Monday, January 5, 2009
BLUEBERRY & MASCARPONE TURNOVERS
1/2 cup mascarpone cheese, at room temperature
2 tbsp sugar, plus extra for sprinkling
1/2 tsp cornstarch
1 tsp lemon juice
1 tsp lemon zest
1/3 cup fresh or frozen and thawed blueberries
2 (9-inch) refrigerated pie crusts
1 egg, beaten
vegetable oil, for frying
Special equipment : a 3 1/2-inch round cookie cutter
1. Line a baking sheet with parchment paper and set aside.
2. In a small bowl, mix together the cheese, sugar, cornstarch, lemon juice and lemon zest until smooth. Stir in the blueberries.

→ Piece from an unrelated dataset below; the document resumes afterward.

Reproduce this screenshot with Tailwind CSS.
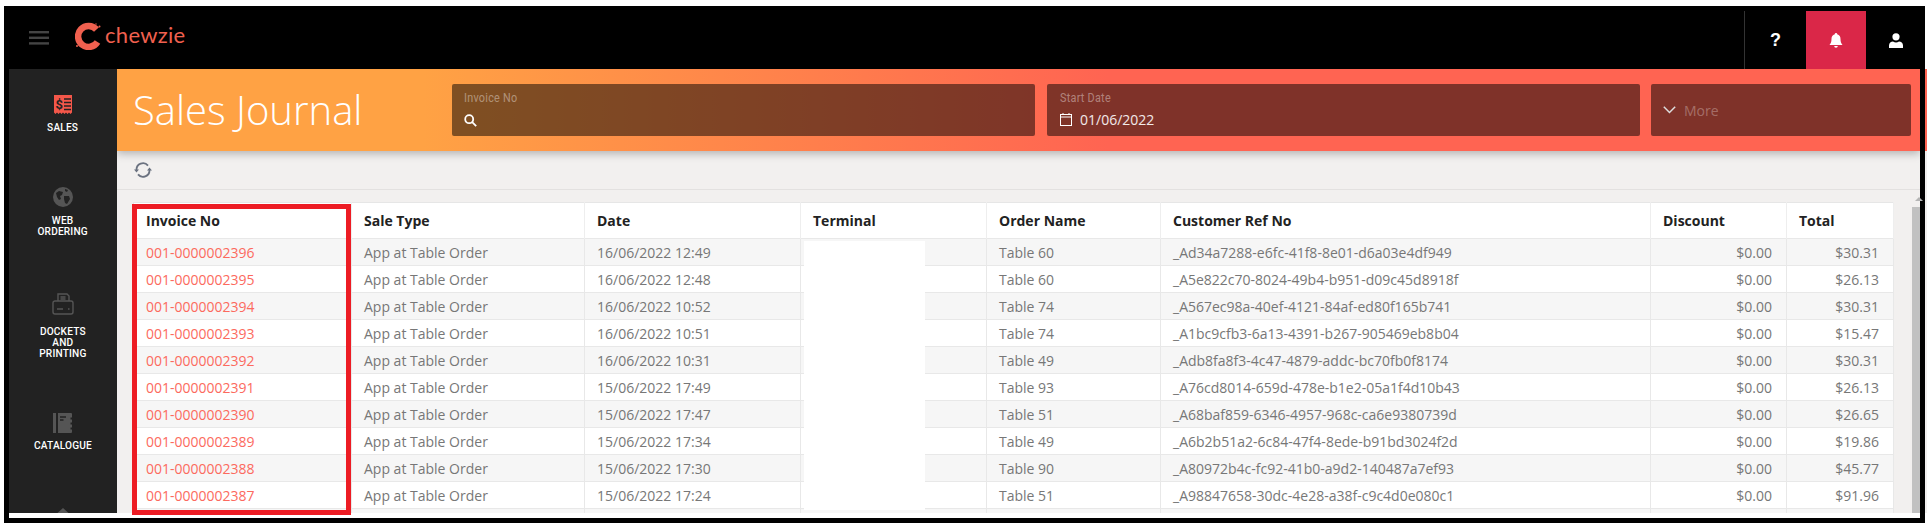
<!DOCTYPE html>
<html lang="en">
<head>
  <meta charset="UTF-8">
  <title>Sales Journal</title>
  <script src="https://cdn.jsdelivr.net/npm/@tailwindcss/browser@4"></script>
</head>
<body class="bg-white overflow-hidden font-['Open_Sans',sans-serif]">
  <div class="relative h-[525px] w-[1927px] pt-[6px] pl-[4px] overflow-hidden">
    <div class="relative h-[517px] w-[1921px] bg-black pl-[5px] pr-[5px] pb-[5px] flex flex-col">
      <!-- top bar -->
      <header class="h-[63px] shrink-0 flex mr-[-5px]">
        <button class="w-[20px] ml-[20px] mt-[25px] self-start">
          <svg width="20" height="14" viewBox="0 0 20 14" fill="#444" class="block"><rect y="0" width="20" height="2.4"/><rect y="5.6" width="20" height="2.4"/><rect y="11.2" width="20" height="2.4"/></svg>
        </button>
        <div class="flex items-start mt-[16px] ml-[26px]">
          <svg width="26" height="28" viewBox="0 0 26 28" class="mr-[4px]"><path d="M21.500 7.500A10.500 10.500 0 1 0 22.500 20" fill="none" stroke="#f0604f" stroke-width="6.500"/><circle cx="24.500" cy="4.500" r="1" fill="#f0604f"/><circle cx="21" cy="2" r=".7" fill="#f0604f"/><circle cx="2" cy="24" r="1" fill="#f0604f"/></svg>
          <span class="text-[#f0604f] text-[22px] leading-[22px] mt-[2px] font-['Lato',sans-serif] tracking-[0.3px]">chewzie</span>
        </div>
        <div class="ml-auto flex pt-[5px]">
          <div class="w-[62px] border-l border-[#333] flex items-center justify-center text-white font-bold text-[18px] font-['Liberation_Sans',sans-serif]">?</div>
          <div class="w-[60px] bg-[#da2748] flex items-center justify-center">
            <svg width="14" height="15" viewBox="0 0 14 15" fill="#fff"><path d="M7 0a1.2 1.2 0 0 1 1.2 1.3C10.5 1.9 11.5 3.700 11.500 6c0 3 .7 4.500 2 6H.5c1.300-1.500 2-3 2-6 0-2.300 1-4.100 3.300-4.700A1.200 1.200 0 0 1 7 0zM5.200 13h3.600A1.800 1.800 0 0 1 7 14.800 1.800 1.800 0 0 1 5.200 13z"/></svg>
          </div>
          <div class="w-[59px] flex items-center justify-center">
            <svg width="14" height="15" viewBox="0 0 14 15" fill="#fff"><circle cx="7" cy="3.800" r="3.600"/><path d="M0 15v-2.500C0 10 2 8.500 4 8.500c1 .6 2 .9 3 .9s2-.3 3-.9c2 0 4 1.500 4 4V15z"/></svg>
          </div>
        </div>
      </header>

      <div class="flex flex-1 min-h-0 bg-white pb-[5px]">
        <!-- sidebar -->
        <nav class="w-[108px] shrink-0 bg-[#222] overflow-hidden flex flex-col items-center text-white text-center font-['Roboto',sans-serif] font-medium text-[11.5px] leading-[11px] tracking-[0.2px]">
          <div class="mt-[26px] flex flex-col items-center">
            <svg width="20" height="20" viewBox="0 0 20 20" class="block"><path d="M1 0h18v17.500l-1.500 1.500-1.500-1.500-1.500 1.500-1.500-1.500-1.500 1.500-1.500-1.500-1.500 1.500-1.500-1.500-1.500 1.500-1.500-1.500-1.500 1.500L1 17.500z" fill="#f4574a"/><text x="2.500" y="13.500" font-size="13" font-weight="700" fill="#222" font-family="Roboto">$</text><path d="M11 4h7M11 7.500h7M11 11h7M11 14.500h7" stroke="#222" stroke-width="1.600"/></svg>
            <span class="mt-[7px] scale-x-[.88]">SALES</span>
          </div>
          <div class="mt-[54px] flex flex-col items-center">
            <svg width="20" height="20" viewBox="0 0 20 20" class="block"><circle cx="10" cy="10" r="10" fill="#555"/><path d="M3 6l3-2 4 1-1 3-2 1 1 3-2 1-2-3zM11 9h5l1 3-3 5-2-1-1-4zM12 2l3 1-1 2-2-1z" fill="#222"/></svg>
            <span class="mt-[8px] scale-x-[.88]">WEB<br>ORDERING</span>
          </div>
          <div class="mt-[56px] flex flex-col items-center">
            <svg width="22" height="22" viewBox="0 0 22 22" fill="none" stroke="#555" stroke-width="1.400" class="block"><path d="M6 8V1h9l2 2v5"/><path d="M5 8H3a2 2 0 0 0-2 2v9a2 2 0 0 0 2 2h16a2 2 0 0 0 2-2v-9a2 2 0 0 0-2-2h-2"/><path d="M5 8h12M8.500 4h5M8.500 6h5M5 16h6M16 16h1.500"/></svg>
            <span class="mt-[11px] scale-x-[.88]">DOCKETS<br>AND<br>PRINTING</span>
          </div>
          <div class="mt-[54px] flex flex-col items-center">
            <svg width="20" height="20" viewBox="0 0 20 20" class="block"><rect x="0" y="0" width="3" height="20" fill="#555"/><path d="M5 0h13a1 1 0 0 1 1 1v3.500h-1.500v2H19v3h-1.500v2H19v3h-1.500v2H19V19a1 1 0 0 1-1 1H5z" fill="#555"/><path d="M7 4h6M7 7h3.500" stroke="#222" stroke-width="1.500"/></svg>
            <span class="mt-[7px] scale-x-[.88]">CATALOGUE</span>
          </div>
          <svg class="mt-[57px] shrink-0" width="20" height="20" viewBox="0 0 20 20"><path d="M10 0L20 9V20H0V9z" fill="#555"/></svg>
        </nav>

        <!-- main -->
        <main class="flex-1 min-w-0 bg-[#f2f0ef] flex flex-col overflow-hidden">
          <section class="relative z-10 h-[82px] shrink-0 flex items-center bg-[linear-gradient(to_right,#ffa244_17%,#ff6452_55%)] shadow-[0_3px_8px_rgba(0,0,0,0.25)]">
            <h1 class="w-[335px] pl-[16px] text-white font-light text-[40px] leading-none">Sales Journal</h1>
            <div class="h-[52px] w-[583px] bg-black/50 rounded-[2px] pl-[12px] pt-[7px]">
              <div class="text-white/40 text-[12px] leading-[14px] tracking-[0.3px] font-['Roboto',sans-serif] origin-left scale-x-[.9]">Invoice No</div>
              <div class="mt-[6px] h-[18px] flex items-center">
                <svg width="13" height="13" viewBox="0 0 13 13" fill="none" stroke="#fff" stroke-width="1.800"><circle cx="5.200" cy="5.200" r="4"/><path d="M8.200 8.200l4 4"/></svg>
              </div>
            </div>
            <div class="h-[52px] w-[593px] ml-[12px] bg-black/50 rounded-[2px] pl-[13px] pt-[7px]">
              <div class="text-white/40 text-[12px] leading-[14px] tracking-[0.3px] font-['Roboto',sans-serif] origin-left scale-x-[.9]">Start Date</div>
              <div class="mt-[5px] h-[18px] flex items-center text-white/90 text-[14px]">
                <svg width="12" height="13" viewBox="0 0 12 13" fill="none" stroke="#fff" stroke-width="1" class="mr-[8px]"><rect x="0.500" y="1.500" width="11" height="11"/><path d="M.5 4h11M3 0v2M9 0v2"/></svg>01/06/2022
              </div>
            </div>
            <div class="h-[52px] w-[260px] ml-[11px] bg-black/50 rounded-[2px] pl-[12px] flex items-center">
              <svg width="13" height="8" viewBox="0 0 13 8" fill="none" stroke="#ddd" stroke-width="1.500" class="mr-[8px]"><path d="M.8.8L6.500 6.500 12.200.8"/></svg>
              <span class="text-white/30 text-[14px]">More</span>
            </div>
          </section>

          <div class="h-[39px] shrink-0 border-b border-[#e3e1e0] pl-[17px] flex items-center">
            <svg width="18" height="18" viewBox="0 0 18 18" fill="none" stroke="#6b7280" stroke-width="1.800"><path d="M2.500 9A6.500 6.500 0 0 1 14 4.600"/><path d="M15.500 9A6.500 6.500 0 0 1 4 13.400"/><path d="M0 8.500h5L2.500 11.500zM13 9.500h5L15.500 6.500z" fill="#6b7280" stroke="none"/></svg>
          </div>

          <div class="flex-1 min-h-0 flex pl-[16px] pt-[12px] overflow-hidden">
            <table class="table-fixed w-[1760px] shrink-0 h-fit border-collapse bg-white text-[14px] text-[#777] border border-[#e6e6e6]">
              <colgroup>
                <col class="w-[218px]"><col class="w-[233px]"><col class="w-[216px]"><col class="w-[186px]"><col class="w-[174px]"><col class="w-[490px]"><col class="w-[136px]"><col class="w-[107px]">
              </colgroup>
              <thead>
                <tr class="h-[36px] text-left text-[#222] [&>th]:font-bold [&>th]:pl-[12px] [&>th]:border-r [&>th]:border-[#eee]">
                  <th>Invoice No</th><th>Sale Type</th><th>Date</th><th>Terminal</th><th>Order Name</th><th>Customer Ref No</th><th>Discount</th><th>Total</th>
                </tr>
              </thead>
              <tbody class="[&_td]:h-[27px] [&_td]:p-0 [&_td]:pl-[12px] [&_td]:border [&_td]:border-[#e8e8e8] [&_td]:whitespace-nowrap [&_td]:overflow-hidden">
                <tr class="bg-[#f6f6f6]"><td class="text-[#fc6a5e]">001-0000002396</td><td>App at Table Order</td><td>16/06/2022 12:49</td><td></td><td>Table 60</td><td>_Ad34a7288-e6fc-41f8-8e01-d6a03e4df949</td><td class="text-right !pr-[14px]">$0.00</td><td class="text-right !pr-[14px]">$30.31</td></tr>
                <tr><td class="text-[#fc6a5e]">001-0000002395</td><td>App at Table Order</td><td>16/06/2022 12:48</td><td></td><td>Table 60</td><td>_A5e822c70-8024-49b4-b951-d09c45d8918f</td><td class="text-right !pr-[14px]">$0.00</td><td class="text-right !pr-[14px]">$26.13</td></tr>
                <tr class="bg-[#f6f6f6]"><td class="text-[#fc6a5e]">001-0000002394</td><td>App at Table Order</td><td>16/06/2022 10:52</td><td></td><td>Table 74</td><td>_A567ec98a-40ef-4121-84af-ed80f165b741</td><td class="text-right !pr-[14px]">$0.00</td><td class="text-right !pr-[14px]">$30.31</td></tr>
                <tr><td class="text-[#fc6a5e]">001-0000002393</td><td>App at Table Order</td><td>16/06/2022 10:51</td><td></td><td>Table 74</td><td>_A1bc9cfb3-6a13-4391-b267-905469eb8b04</td><td class="text-right !pr-[14px]">$0.00</td><td class="text-right !pr-[14px]">$15.47</td></tr>
                <tr class="bg-[#f6f6f6]"><td class="text-[#fc6a5e]">001-0000002392</td><td>App at Table Order</td><td>16/06/2022 10:31</td><td></td><td>Table 49</td><td>_Adb8fa8f3-4c47-4879-addc-bc70fb0f8174</td><td class="text-right !pr-[14px]">$0.00</td><td class="text-right !pr-[14px]">$30.31</td></tr>
                <tr><td class="text-[#fc6a5e]">001-0000002391</td><td>App at Table Order</td><td>15/06/2022 17:49</td><td></td><td>Table 93</td><td>_A76cd8014-659d-478e-b1e2-05a1f4d10b43</td><td class="text-right !pr-[14px]">$0.00</td><td class="text-right !pr-[14px]">$26.13</td></tr>
                <tr class="bg-[#f6f6f6]"><td class="text-[#fc6a5e]">001-0000002390</td><td>App at Table Order</td><td>15/06/2022 17:47</td><td></td><td>Table 51</td><td>_A68baf859-6346-4957-968c-ca6e9380739d</td><td class="text-right !pr-[14px]">$0.00</td><td class="text-right !pr-[14px]">$26.65</td></tr>
                <tr><td class="text-[#fc6a5e]">001-0000002389</td><td>App at Table Order</td><td>15/06/2022 17:34</td><td></td><td>Table 49</td><td>_A6b2b51a2-6c84-47f4-8ede-b91bd3024f2d</td><td class="text-right !pr-[14px]">$0.00</td><td class="text-right !pr-[14px]">$19.86</td></tr>
                <tr class="bg-[#f6f6f6]"><td class="text-[#fc6a5e]">001-0000002388</td><td>App at Table Order</td><td>15/06/2022 17:30</td><td></td><td>Table 90</td><td>_A80972b4c-fc92-41b0-a9d2-140487a7ef93</td><td class="text-right !pr-[14px]">$0.00</td><td class="text-right !pr-[14px]">$45.77</td></tr>
                <tr><td class="text-[#fc6a5e]">001-0000002387</td><td>App at Table Order</td><td>15/06/2022 17:24</td><td></td><td>Table 51</td><td>_A98847658-30dc-4e28-a38f-c9c4d0e080c1</td><td class="text-right !pr-[14px]">$0.00</td><td class="text-right !pr-[14px]">$91.96</td></tr>
                <tr class="bg-[#f6f6f6]"><td></td><td></td><td></td><td></td><td></td><td></td><td></td><td></td></tr>
              </tbody>
            </table>
          </div>
        </main>
      </div>

      <!-- scrollbar -->
      <div class="absolute left-[1911px] top-[191px] w-0 h-0 border-x-[4px] border-x-transparent border-b-[4px] border-b-[#b5b5b5]"></div>
      <div class="absolute left-[1908px] top-[201px] w-[8px] h-[306px] bg-[#c1c1c1]"></div>
      <!-- annotation box drawn over the first column, and the terminal redaction -->
      <div class="absolute left-[128px] top-[198px] w-[219px] h-[311px] border-[5px] border-[#ed1c24]"></div>
      <div class="absolute left-[800px] top-[235px] w-[121px] h-[269px] bg-white"></div>
    </div>
    <!-- sliver of the page showing right of the frame -->
    <div class="absolute left-[1925px] top-[69px] w-[2px] h-[82px] bg-[#ff6452]"></div>
    <div class="absolute left-[1925px] top-[151px] w-[2px] h-[362px] bg-[#f2f0ef]"></div>
  </div>
</body>
</html>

3. Using a 3 1/2-inch round cookie cutter, cut the pie dough into 12 circles. Place the dough on the prepared baking sheet. Using a pastry brush, lightly brush the edges of the dough with the beaten egg. Place about 1 1/2 tsp of the cheese mixture in the center of the dough. Fold the dough in half to enclose the filling and pinch the edges to seal. Using the tines of fork, gently crimp the sealed edges. Refrigerate for 10 minutes.

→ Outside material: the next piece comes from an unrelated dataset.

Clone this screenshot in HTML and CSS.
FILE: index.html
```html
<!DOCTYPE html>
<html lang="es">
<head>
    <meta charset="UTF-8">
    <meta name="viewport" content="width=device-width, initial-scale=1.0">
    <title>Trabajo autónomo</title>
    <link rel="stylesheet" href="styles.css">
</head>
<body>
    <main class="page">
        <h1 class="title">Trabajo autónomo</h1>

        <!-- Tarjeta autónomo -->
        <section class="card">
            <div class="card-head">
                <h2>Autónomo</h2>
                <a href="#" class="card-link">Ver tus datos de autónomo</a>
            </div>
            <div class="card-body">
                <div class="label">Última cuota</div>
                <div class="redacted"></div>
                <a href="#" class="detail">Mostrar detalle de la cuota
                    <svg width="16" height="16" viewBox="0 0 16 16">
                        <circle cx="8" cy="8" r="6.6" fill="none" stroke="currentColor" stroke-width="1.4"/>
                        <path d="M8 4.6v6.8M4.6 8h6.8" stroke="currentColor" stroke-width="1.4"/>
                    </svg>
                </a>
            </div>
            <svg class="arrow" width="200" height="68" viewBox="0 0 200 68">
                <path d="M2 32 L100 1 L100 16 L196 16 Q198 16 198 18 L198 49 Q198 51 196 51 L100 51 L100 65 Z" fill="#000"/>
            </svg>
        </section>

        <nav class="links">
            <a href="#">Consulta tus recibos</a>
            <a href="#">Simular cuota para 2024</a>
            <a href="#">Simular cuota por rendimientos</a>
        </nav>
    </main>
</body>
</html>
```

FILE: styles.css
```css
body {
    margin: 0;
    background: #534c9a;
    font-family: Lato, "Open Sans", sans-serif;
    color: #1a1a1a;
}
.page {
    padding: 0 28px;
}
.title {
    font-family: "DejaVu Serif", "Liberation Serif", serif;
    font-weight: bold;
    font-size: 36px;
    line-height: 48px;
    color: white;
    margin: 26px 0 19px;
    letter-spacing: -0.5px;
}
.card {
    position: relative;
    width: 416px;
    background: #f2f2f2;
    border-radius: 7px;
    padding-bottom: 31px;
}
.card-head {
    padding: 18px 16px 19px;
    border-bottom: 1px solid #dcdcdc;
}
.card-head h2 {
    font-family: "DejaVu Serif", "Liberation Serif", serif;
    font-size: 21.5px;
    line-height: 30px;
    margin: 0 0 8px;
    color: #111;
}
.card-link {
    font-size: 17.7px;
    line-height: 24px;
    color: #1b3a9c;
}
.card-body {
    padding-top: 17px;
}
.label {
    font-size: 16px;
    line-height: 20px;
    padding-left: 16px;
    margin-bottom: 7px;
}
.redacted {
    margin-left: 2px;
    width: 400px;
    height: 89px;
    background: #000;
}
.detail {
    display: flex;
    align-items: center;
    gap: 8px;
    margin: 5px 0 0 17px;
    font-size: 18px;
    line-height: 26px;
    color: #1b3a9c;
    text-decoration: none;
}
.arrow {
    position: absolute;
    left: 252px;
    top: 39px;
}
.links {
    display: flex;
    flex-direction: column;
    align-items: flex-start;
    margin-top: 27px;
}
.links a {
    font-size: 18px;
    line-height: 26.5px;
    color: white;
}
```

4. While pastry is chilling: In a large heavy-bottomed saucepan, pour enough oil to fill the pan about a third of the way. Heat over medium heat until a deep-frying thermometer inserted in the oil reaches 375 degrees F.
5. Fry the turnovers for 1 to 1 1/2 minutes until golden. Drain on paper towels and sprinkle with sugar while still hot.
6. Cool for at least 10 minutes before serving.